I wrote a critique of Marjorie Kelly’s book (Barnes references it). I include it here, as it describes sufficiently the same issue with respect to Capitalism 3.0.

************************

“Traditionally, the faith of the US working class in democracy has been one of the most powerful supports for democracy worldwide. It is not enough to bankrupt the American middle class and the American government. The current effort to move to more centrally controlled governance also requires removing this faith that underpins support for global democracy. Part and parcel of doing so is establishing popular support for the notion that the economic supports for democracy – sound money, open and transparent markets and government, and access to equity – are somehow bad.”

“An example of this is Marjorie Kelly’s The Divine Right of Capital, which neglects to integrate the covert revenue streams into the equation and instead attempts to explain problems and resolutions in terms of overt cash flows only. According to Kelly, the editor of Business Ethics magazine, free markets, not organized crime and black budgets, are the problem. Hence, the problem is that shareholders want to make money, not that insiders rip off small investors of their savings and retirement investments using criminal means, protected, not obstructed, by governmental intervention. Kelly’s bio mentions her speaking engagements at Harvard, without concern for Harvard’s leadership in Enron, Harken, the rape of Russia, HUD corruption and other criminal frauds”.

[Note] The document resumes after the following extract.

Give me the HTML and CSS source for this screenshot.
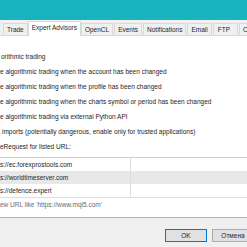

“In the latest escalation of the Orwellian nightmare, we have entire networks of good-hearted progressives and socially responsible investors promoting a framework of “problems-solutions” that provides the perfect intellectual camouflage for their opponents’ control over national and international resources. Now that the so-called “New World Order” has stolen all of the money, those who are most appalled at this state of affairs unwittingly promote policies that will prevent the ordinary person from communicating with integrity or creating and accumulating wealth.”